You can also use the number keys on your keyboard as a shortcut to assign the number of a filament out of your current library to the selected part - select your part on the plate, and press 1-9 to assign the desired filament using the numbers shown next to the desired filament.
So I’ve tried yours and lion7718… but it doesn’t seem to work for a part (?) that has 2 filaments in it already?
The Filigree Oni Mask by Relicsempire - MakerWorld mask has 2 colors (4 listed, but 2 colors?) – I put one on the plate, hit ctrl-k to duplicate it, and then rotated it 180 and moved the priming tower out of the way (it won’t let me upload the 3mf file)…
But I can’t seem to change the “yellow” filament (in Makerworlds’ pic) to Blue on one (AMS Slot 3) and Red on the other (AMS Slot4)…
If I right click on the object, I see 4 options… but left-click or right click… doesn’t change the color of the object (the color changes in the Process box, but the model on the plate… stays the same)
There is a paint symbol next to each layer in your screenshot.
This means the model was painted rather than a solid colour applied to each part within the model.
Select the part in the objects panel as you have and then select the paint icon in the toolbar (paint can at 45º) and between the text and ruler tools.
In here you can use several painting tools to make the changes you need.
There is a “reset” button to remove all the ‘paint’ already applied. This may only apply to the painting you perform rather than the painting performed before the model is saved.
This is where the confusion is “painting rather than solid colours”.
In an ideal world, the UI would have informed you that as it has been painted, applying a solid colour does nothing.
Ouch!
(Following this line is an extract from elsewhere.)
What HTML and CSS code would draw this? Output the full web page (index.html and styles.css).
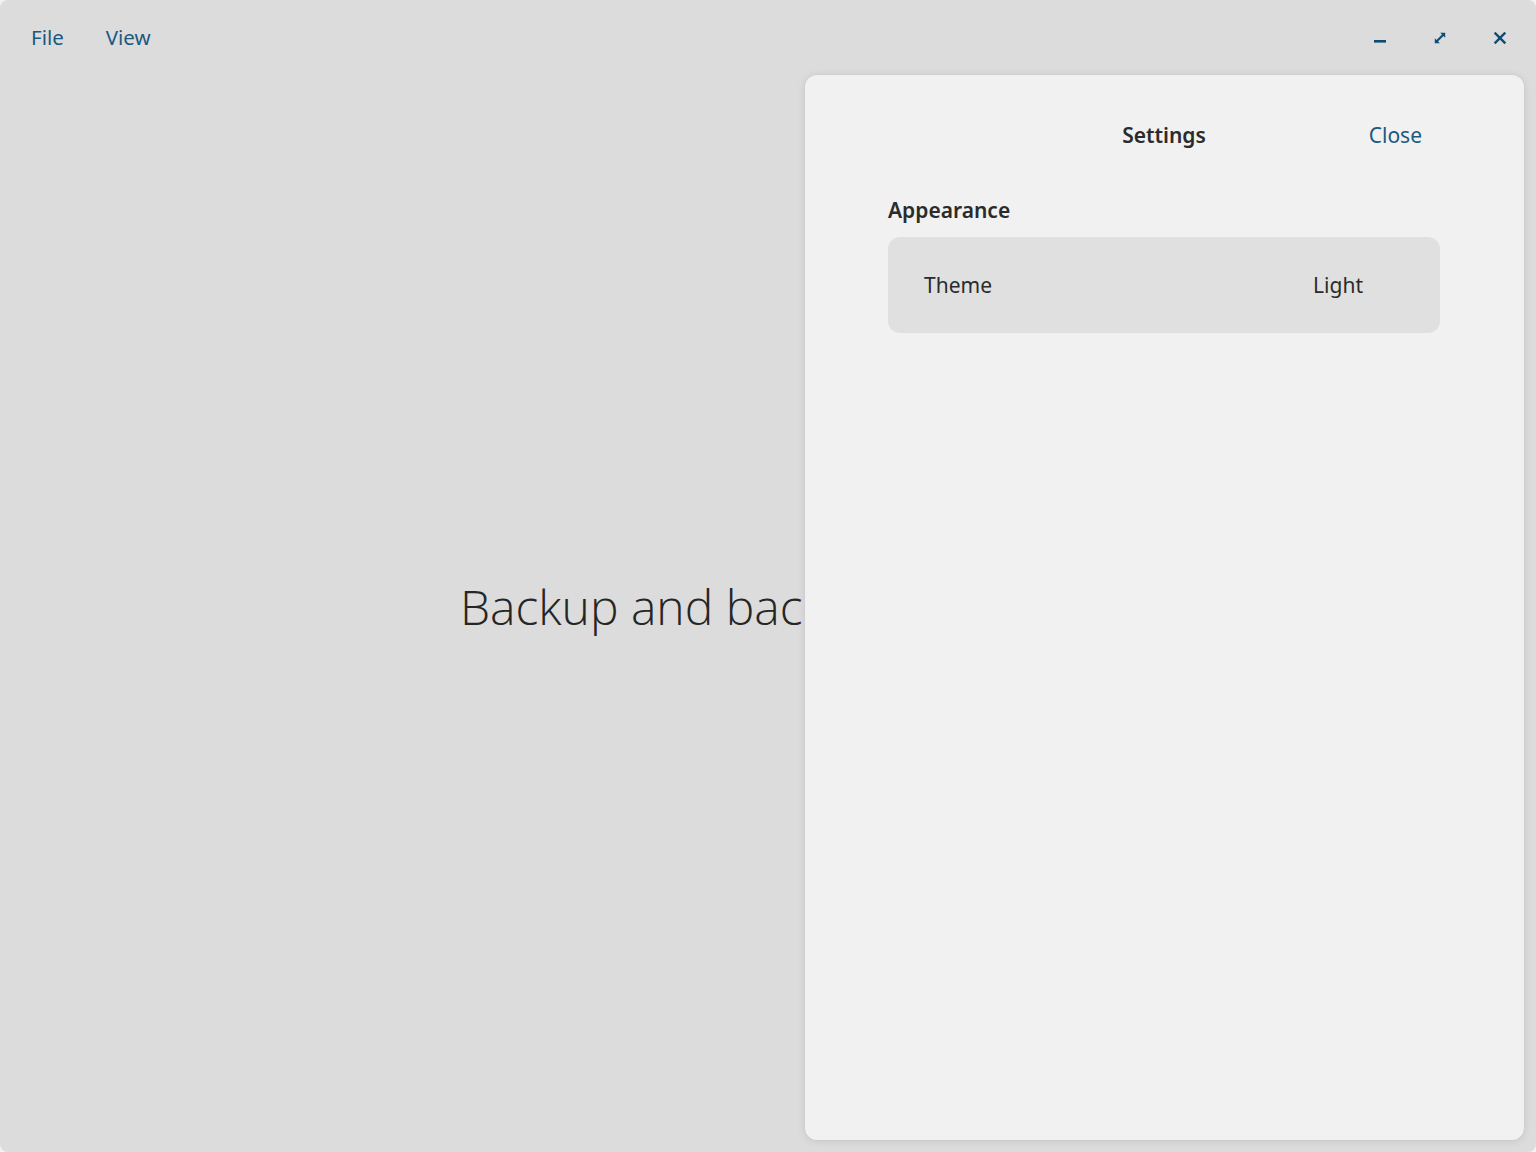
FILE: index.html
```html
<!DOCTYPE html>
<html lang="en">
<head>
<meta charset="utf-8">
<title>Backup</title>
<link rel="stylesheet" href="styles.css">
</head>
<body>
<div class="window">
  <header class="titlebar">
    <nav class="menu">
      <span class="menu-item">File</span>
      <span class="menu-item">View</span>
    </nav>
    <div class="controls">
      <span class="ctl">
        <svg width="14" height="14" viewBox="0 0 14 14"><rect x="1" y="9" width="12" height="2.6" fill="#0f4c71"/></svg>
      </span>
      <span class="ctl">
        <svg width="14" height="14" viewBox="0 0 14 14"><g fill="none" stroke="#0f4c71" stroke-width="2.2"><path d="M3 11 L11 3"/></g><path d="M7.2 1.8 H12.2 V6.8 Z" fill="#0f4c71"/><path d="M1.8 7.2 V12.2 H6.8 Z" fill="#0f4c71"/></svg>
      </span>
      <span class="ctl">
        <svg width="14" height="14" viewBox="0 0 14 14"><g stroke="#0f4c71" stroke-width="2.4" stroke-linecap="square"><path d="M2.5 2.5 L11.5 11.5"/><path d="M11.5 2.5 L2.5 11.5"/></g></svg>
      </span>
    </div>
  </header>
  <main class="content">
    <h1 class="hero">Backup and backup</h1>
  </main>
  <aside class="panel">
    <div class="panel-head">
      <span></span>
      <span class="panel-title">Settings</span>
      <span class="panel-close">Close</span>
    </div>
    <h2 class="section-title">Appearance</h2>
    <div class="card">
      <span class="row-label">Theme</span>
      <span class="row-value">Light</span>
    </div>
  </aside>
</div>
</body>
</html>
```

FILE: styles.css
```css
html, body {
  margin: 0;
  padding: 0;
  background: #f2f2f2;
}
body {
  font-family: "Noto Sans", "Open Sans", sans-serif;
  color: #2b2b2b;
}
.window {
  position: relative;
  width: 1536px;
  height: 1152px;
  background: #dcdcdc;
  border-radius: 8px;
  overflow: hidden;
  display: flex;
  flex-direction: column;
}
.titlebar {
  height: 75px;
  display: flex;
  align-items: center;
  justify-content: space-between;
  padding: 0 29px 0 31px;
  box-sizing: border-box;
}
.menu {
  display: flex;
  gap: 42px;
  margin-top: -1px;
}
.menu-item {
  font-size: 20.5px;
  line-height: 28px;
  color: #1b5a80;
}
.controls {
  display: flex;
  gap: 46px;
  align-items: center;
}
.ctl {
  width: 14px;
  height: 14px;
  display: flex;
}
.content {
  flex: 1;
  display: flex;
  align-items: center;
  padding-left: 460px;
  padding-bottom: 14px;
}
.hero {
  margin: 0;
  font-family: "Open Sans", "Noto Sans", sans-serif;
  font-weight: 300;
  font-size: 48px;
  line-height: 60px;
  color: #262626;
  white-space: nowrap;
}
.panel {
  position: absolute;
  top: 75px;
  right: 12px;
  bottom: 12px;
  width: 719px;
  box-sizing: border-box;
  background: #f1f1f1;
  border-radius: 12px;
  box-shadow: 0 1px 8px rgba(0, 0, 0, 0.10), 0 0 2px rgba(0, 0, 0, 0.06);
  padding: 46px 84px 0 83px;
}
.panel-head {
  display: grid;
  grid-template-columns: 1fr auto 1fr;
  align-items: center;
  line-height: 28px;
  font-size: 21px;
}
.panel-title {
  font-weight: 600;
  color: #2b2b2b;
}
.panel-close {
  justify-self: end;
  color: #1b5a80;
  margin-right: 18px;
}
.section-title {
  margin: 47px 0 13px;
  font-size: 21px;
  line-height: 28px;
  font-weight: 600;
  color: #2b2b2b;
}
.card {
  height: 96px;
  box-sizing: border-box;
  background: #e0e0e0;
  border-radius: 12px;
  display: flex;
  align-items: center;
  justify-content: space-between;
  padding: 0 77px 0 36px;
  font-size: 21px;
  line-height: 28px;
  color: #2b2b2b;
}
```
Okay, that makes sense, but I’d like a feature request for Bambu Studio…
– When you flip to object mode, have each object show boxes of each filament used (so, in this case 4 boxes on each line)
– Then you could click on each box and set A1, A2, A3, A4 … etc.
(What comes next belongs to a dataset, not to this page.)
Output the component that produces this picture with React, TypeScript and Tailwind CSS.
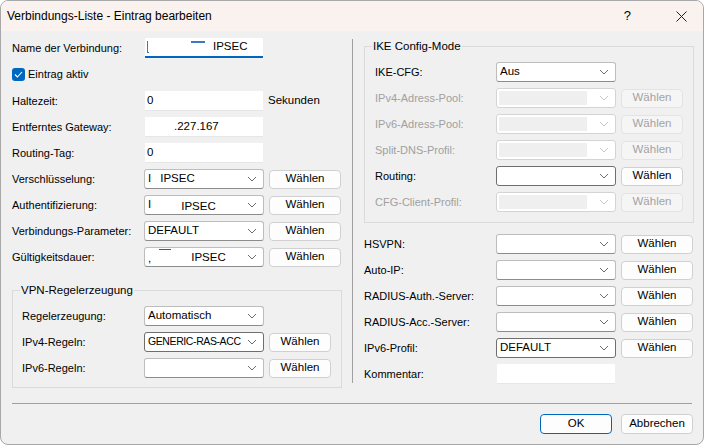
import React from "react";

const font = { fontFamily: '"Liberation Sans", Arial, sans-serif' };

function Chevron({ disabled }: { disabled?: boolean }) {
    return (
        <svg width="10" height="6" viewBox="0 0 10 6" className="shrink-0">
            <path d="M1 1 L5 5 L9 1" fill="none" stroke={disabled ? "#c8c8c8" : "#6b6b6b"} strokeWidth="1" />
        </svg>
    );
}

function Combo({ children, dark, disabled }: { children?: React.ReactNode; dark?: boolean; disabled?: boolean }) {
    if (disabled) {
        return (
            <div className="w-[120px] h-[20px] bg-white border border-[#d4d4d4] rounded-[3px] flex items-center pl-[2px] pr-[6px] shrink-0">
                <div className="flex-1 h-[14px] bg-[#efefef] mr-[12px]" />
                <Chevron disabled />
            </div>
        );
    }
    return (
        <div
            className={`w-[120px] h-[20px] bg-white border rounded-[3px] flex items-center pl-[3px] pr-[6px] shrink-0 ${dark ? "border-[#6e6e6e]" : "border-[#bdbdbd] border-b-[#8c8c8c]"}`}
        >
            <div className="flex-1 flex items-center overflow-hidden whitespace-nowrap text-[11.5px] text-black">{children}</div>
            <Chevron />
        </div>
    );
}

function Btn({ w = "w-[72px]", disabled, children = "Wählen" }: { w?: string; disabled?: boolean; children?: React.ReactNode }) {
    return (
        <div
            className={`${w} h-[19px] ml-[5px] rounded-[4px] border flex items-center justify-center text-[11.5px] shrink-0 ${disabled ? "bg-[#f5f5f5] border-[#e3e3e3] text-[#a3a3a3]" : "bg-[#fdfdfd] border-[#d0d0d0] text-black"}`}
        >
            {children}
        </div>
    );
}

function TextBox({ children, focused }: { children?: React.ReactNode; focused?: boolean }) {
    return (
        <div
            className={`w-[118px] h-[20px] bg-white flex items-center pl-[2px] text-[11.5px] text-black whitespace-nowrap overflow-hidden shrink-0 ${focused ? "border-b-2 border-[#0067c0]" : "border-b border-[#e6e6e6]"}`}
        >
            {children}
        </div>
    );
}

function Row({ label, lw, disabled, children }: { label: string; lw: string; disabled?: boolean; children?: React.ReactNode }) {
    return (
        <div className="h-[26px] flex items-center">
            <div className={`${lw} shrink-0 text-[11px] ${disabled ? "text-[#a0a0a0]" : "text-black"}`}>{label}</div>
            {children}
        </div>
    );
}

function Group({ title, children, className }: { title: string; children: React.ReactNode; className?: string }) {
    return (
        <div className={`relative border border-[#dadada] ${className ?? ""}`}>
            <div className="absolute -top-[8px] left-[7px] bg-[#f0f0f0] px-[1px] text-[11.5px] leading-[14px] text-black">{title}</div>
            {children}
        </div>
    );
}

export default function App() {
    return (
        <div className="w-[704px] h-[445px] bg-[#f0f0f0] border border-[#a8a8a8] rounded-[8px] overflow-hidden flex flex-col" style={font}>
            {/* Title bar */}
            <div className="h-[30px] shrink-0 bg-[#f9f2ef] flex items-center pl-[6px] pr-[16px]">
                <div className="flex-1 text-[12px] text-black">Verbindungs-Liste - Eintrag bearbeiten</div>
                <div className="text-[13px] text-black mr-[45px]">?</div>
                <svg width="11" height="11" viewBox="0 0 11 11">
                    <path d="M0.5 0.5 L10.5 10.5 M10.5 0.5 L0.5 10.5" stroke="#202020" strokeWidth="1" />
                </svg>
            </div>

            {/* Body */}
            <div className="h-[372px] flex pl-[11px]">
                {/* Left column */}
                <div className="w-[330px] pt-[4px] flex flex-col">
                    <Row label="Name der Verbindung:" lw="w-[133px]">
                        <TextBox focused>
                            <span className="w-[2px] h-[12px] border-l border-b border-[#3b78c6] mr-[42px]" />
                            <span className="w-[14px] h-[2px] bg-[#3b78c6] self-start mt-[3px] mr-[8px]" />
                            <span>IPSEC</span>
                        </TextBox>
                    </Row>
                    <div className="h-[27px] flex items-center">
                        <div className="w-[13px] h-[13px] rounded-[3px] bg-[#0067c0] flex items-center justify-center mr-[3px]">
                            <svg width="9" height="7" viewBox="0 0 9 7">
                                <path d="M1 3.5 L3.4 6 L8 1" fill="none" stroke="white" strokeWidth="1.1" />
                            </svg>
                        </div>
                        <span className="text-[11px] text-black">Eintrag aktiv</span>
                    </div>
                    <Row label="Haltezeit:" lw="w-[133px]">
                        <TextBox>0</TextBox>
                        <span className="ml-[5px] text-[11.5px] text-black">Sekunden</span>
                    </Row>
                    <Row label="Entferntes Gateway:" lw="w-[133px]">
                        <TextBox>
                            <span className="pl-[27px]">.227.167</span>
                        </TextBox>
                    </Row>
                    <Row label="Routing-Tag:" lw="w-[133px]">
                        <TextBox>0</TextBox>
                    </Row>
                    <Row label="Verschlüsselung:" lw="w-[132px]">
                        <Combo>
                            <span className="mr-[9px]">I</span>
                            <span>IPSEC</span>
                        </Combo>
                        <Btn />
                    </Row>
                    <Row label="Authentifizierung:" lw="w-[132px]">
                        <Combo>
                            <span className="mr-[30px] self-start mt-[1px]">I</span>
                            <span className="mt-[3px]">IPSEC</span>
                        </Combo>
                        <Btn />
                    </Row>
                    <Row label="Verbindungs-Parameter:" lw="w-[132px]">
                        <Combo>DEFAULT</Combo>
                        <Btn />
                    </Row>
                    <Row label="Gültigkeitsdauer:" lw="w-[132px]">
                        <Combo>
                            <span className="mr-[8px] mt-[4px]">,</span>
                            <span className="w-[12px] h-[1px] bg-[#555] self-start mt-[3px] mr-[20px]" />
                            <span className="mt-[2px]">IPSEC</span>
                        </Combo>
                        <Btn />
                    </Row>

                    <Group title="VPN-Regelerzeugung" className="mt-[20px] pt-[12px] pb-[6px] pl-[9px]">
                        <Row label="Regelerzeugung:" lw="w-[122px]">
                            <Combo>Automatisch</Combo>
                        </Row>
                        <Row label="IPv4-Regeln:" lw="w-[122px]">
                            <Combo dark>
                                <span className="text-[10.5px] tracking-[-0.4px]">GENERIC-RAS-ACC</span>
                            </Combo>
                            <Btn w="w-[62px]" />
                        </Row>
                        <Row label="IPv6-Regeln:" lw="w-[122px]">
                            <Combo />
                            <Btn w="w-[62px]" />
                        </Row>
                    </Group>
                </div>

                {/* Divider */}
                <div className="w-px bg-[#a0a0a0] ml-[10px] mr-[11px] mt-[8px] mb-[20px]" />

                {/* Right column */}
                <div className="w-[330px] pt-[15px] flex flex-col">
                    <Group title="IKE Config-Mode" className="pt-[12px] pb-[7px] pl-[10px]">
                        <Row label="IKE-CFG:" lw="w-[121px]">
                            <Combo>Aus</Combo>
                        </Row>
                        <Row label="IPv4-Adress-Pool:" lw="w-[121px]" disabled>
                            <Combo disabled />
                            <Btn w="w-[62px]" disabled />
                        </Row>
                        <Row label="IPv6-Adress-Pool:" lw="w-[121px]" disabled>
                            <Combo disabled />
                            <Btn w="w-[62px]" disabled />
                        </Row>
                        <Row label="Split-DNS-Profil:" lw="w-[121px]" disabled>
                            <Combo disabled />
                            <Btn w="w-[62px]" disabled />
                        </Row>
                        <Row label="Routing:" lw="w-[121px]">
                            <Combo dark />
                            <Btn w="w-[62px]" />
                        </Row>
                        <Row label="CFG-Client-Profil:" lw="w-[121px]" disabled>
                            <Combo disabled />
                            <Btn w="w-[62px]" disabled />
                        </Row>
                    </Group>

                    <div className="mt-[8px] flex flex-col">
                        <Row label="HSVPN:" lw="w-[132px]">
                            <Combo />
                            <Btn />
                        </Row>
                        <Row label="Auto-IP:" lw="w-[132px]">
                            <Combo />
                            <Btn />
                        </Row>
                        <Row label="RADIUS-Auth.-Server:" lw="w-[132px]">
                            <Combo />
                            <Btn />
                        </Row>
                        <Row label="RADIUS-Acc.-Server:" lw="w-[132px]">
                            <Combo />
                            <Btn />
                        </Row>
                        <Row label="IPv6-Profil:" lw="w-[132px]">
                            <Combo dark>DEFAULT</Combo>
                            <Btn />
                        </Row>
                        <Row label="Kommentar:" lw="w-[133px]">
                            <TextBox />
                        </Row>
                    </div>
                </div>
            </div>

            {/* Footer */}
            <div className="mx-[11px] border-t border-[#a0a0a0]" />
            <div className="flex justify-end pt-[10px] pr-[10px]">
                <div className="w-[72px] h-[20px] rounded-[4px] border border-[#0067c0] bg-[#fdfdfd] flex items-center justify-center text-[11.5px] text-black">OK</div>
                <div className="w-[72px] h-[20px] ml-[9px] rounded-[4px] border border-[#d0d0d0] bg-[#fdfdfd] flex items-center justify-center text-[11.5px] text-black">Abbrechen</div>
            </div>
        </div>
    );
}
– Then press slice and… let’s roll.
(Which is kind of what I was expecting, but only one color shows up when you flip to “objects” instead of global)
It’s possible because you duplicated model & it’s on the same plate.
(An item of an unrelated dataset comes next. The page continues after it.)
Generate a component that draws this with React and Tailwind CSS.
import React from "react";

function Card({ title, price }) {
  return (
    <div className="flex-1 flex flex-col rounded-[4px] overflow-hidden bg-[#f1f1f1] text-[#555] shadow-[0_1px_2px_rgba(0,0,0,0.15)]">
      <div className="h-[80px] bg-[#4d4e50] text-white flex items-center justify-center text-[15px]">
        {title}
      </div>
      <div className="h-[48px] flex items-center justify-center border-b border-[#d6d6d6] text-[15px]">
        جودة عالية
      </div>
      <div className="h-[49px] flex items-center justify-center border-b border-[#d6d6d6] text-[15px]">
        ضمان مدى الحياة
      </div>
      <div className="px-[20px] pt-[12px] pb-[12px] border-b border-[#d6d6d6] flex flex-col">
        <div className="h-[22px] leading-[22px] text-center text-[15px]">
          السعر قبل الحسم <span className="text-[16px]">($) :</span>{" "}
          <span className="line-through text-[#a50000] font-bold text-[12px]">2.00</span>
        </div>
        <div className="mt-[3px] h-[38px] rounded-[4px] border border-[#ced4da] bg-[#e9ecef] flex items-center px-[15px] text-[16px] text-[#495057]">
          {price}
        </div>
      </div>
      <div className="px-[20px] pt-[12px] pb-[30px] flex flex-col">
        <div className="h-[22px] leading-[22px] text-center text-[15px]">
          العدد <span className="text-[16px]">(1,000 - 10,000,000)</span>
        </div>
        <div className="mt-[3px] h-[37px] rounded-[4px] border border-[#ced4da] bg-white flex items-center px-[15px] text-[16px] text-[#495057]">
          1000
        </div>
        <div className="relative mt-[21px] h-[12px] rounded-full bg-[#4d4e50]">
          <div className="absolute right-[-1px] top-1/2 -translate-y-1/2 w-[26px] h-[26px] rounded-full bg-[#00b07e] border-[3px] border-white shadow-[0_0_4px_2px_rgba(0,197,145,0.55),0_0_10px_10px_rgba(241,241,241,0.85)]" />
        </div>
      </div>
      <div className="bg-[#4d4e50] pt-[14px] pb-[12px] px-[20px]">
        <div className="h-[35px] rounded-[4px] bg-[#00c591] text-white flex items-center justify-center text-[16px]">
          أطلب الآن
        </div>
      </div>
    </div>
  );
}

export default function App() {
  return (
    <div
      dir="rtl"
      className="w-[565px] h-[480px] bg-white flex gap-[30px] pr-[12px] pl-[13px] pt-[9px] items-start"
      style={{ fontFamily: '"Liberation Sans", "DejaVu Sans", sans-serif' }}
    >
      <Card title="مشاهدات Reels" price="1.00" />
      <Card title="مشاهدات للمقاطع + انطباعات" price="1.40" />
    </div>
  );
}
If you add a plate & move 1 model to a new plate, it should work.
It would also lower your print time because your not changing colors as often.
I am not exactly sure what you are describing, but I will take a guess.
You wish to quickly change the currently assigned colour choices from what was there to what you prefer.
That is achieved by changing the existing filaments (located in the top left of the Prepare tab).
If you change a red to orange, anything assigned to red or painted red will now be orange. Move to the next filament until you have changed all those you wish to.
I understood that, but, a different question was posed in the follow-up to my earlier message. That was entirely about the convenience of changing colours.
Nah, that didn’t work either – Both plates’ colors change at one time. Worth a shot…
With a print time of 20 hours, this one falls into “overnight” or “weekender” anyway.
It won’t work if you have two plates, two models at the same time as changing one colour to another changes all instances of it.
To clarify, there are two main ways to change the colour of one or more parts of a model.
Change the filament colours in the top left corner of the Prepare tab.
This will make the change to anything in the same colour, this is because it is exactly what you told it to do.
Select the filament for each object or part
This will only affect the selected item.
Use the paint tools
You do this to get more control over the model than changing individual parts.
If #3 has been used, you can’t use #1 or #2 until you reset the painting in #3.
If you want to have two versions of something, you can’t change colours hoping only one model is affected.
There are no shortcuts, either set up the colours for the project (this is all plates) and use the colour options as I noted above or create two files, one plate each and change the colours as I mentioned above.
The OP is trying to change one of the helmets despite them being clones and being painted.
This means both have identical colour choices right now and painted which means you can’t toggle the filament colour.
So, when I said…
This is true because changing the filament colour from the top left (the bit you didn’t include in the quote) will change EVERYTHING red in the project on all plates to that new colour.
Removing a lock icon doesn’t change this.
It is also important to note, the last screenshot shown displays a paint icon and not a lock icon.
There is a much easier way to do this, without messing with filament settings. Say you have a model that uses red but you would rather it be blue. What you do is when you press the print plate tab, a dialog box pops up. In that dialog box one is given the option of mapping colors to filaments loaded in the AMS units. In this case one maps the red from the file to the blue in the AMS. You would have to print the red and blue masks separately.
You may forget to set the correct colour, I have done this more than once.
All the flushing calculators are now wrong and any attempt to minimise waste will now mean blended colours rather than pure ones as the flushing has no idea about the selected colours.